__INFORMATION SUPPLIED__.

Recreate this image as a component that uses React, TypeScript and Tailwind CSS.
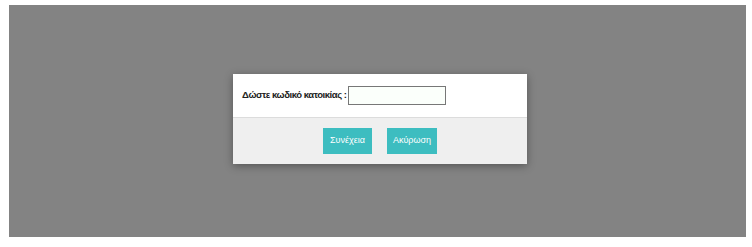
import React, { useState } from 'react';

export default function App() {
  const [code, setCode] = useState('');

  return (
    <div className="w-[752px] h-[247px] bg-white pl-[9px] pt-[5px] pr-[6px] pb-[10px] flex">
      <div className="flex-1 bg-[#838383] pl-[224px] pt-[69px]">
        <div className="w-[294px] bg-white shadow-[0_2px_8px_rgba(0,0,0,0.35)] font-['Liberation_Sans',Arial,sans-serif]">
          <div className="h-[43px] flex items-center pl-[9px]">
            <label className="text-[9.5px] font-bold text-[#222] tracking-[-0.45px] mr-[1px]">Δώστε κωδικό κατοικίας :</label>
            <input
              value={code}
              onChange={(e) => setCode(e.target.value)}
              className="w-[98px] h-[19px] border border-[#777] bg-[#fbfffb] outline-none"
            />
          </div>
          <div className="h-[47px] bg-[#efefef] border-t border-[#dcdcdc] flex items-center justify-center gap-[15px]">
            <button className="w-[49px] h-[26px] bg-[#3dbdc0] text-white text-[9px]">Συνέχεια</button>
            <button className="w-[50px] h-[26px] bg-[#3dbdc0] text-white text-[9px]">Ακύρωση</button>
          </div>
        </div>
      </div>
    </div>
  );
}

__WRITTEN PROBLEM__.
Return nothing but the lines running from the start of the data to the line with "const [code, setCode] = useState('');", please, both ends included and no pictures.

__FULL RESPONSE__.
Recreate this image as a component that uses React, TypeScript and Tailwind CSS.
import React, { useState } from 'react';

export default function App() {
  const [code, setCode] = useState('');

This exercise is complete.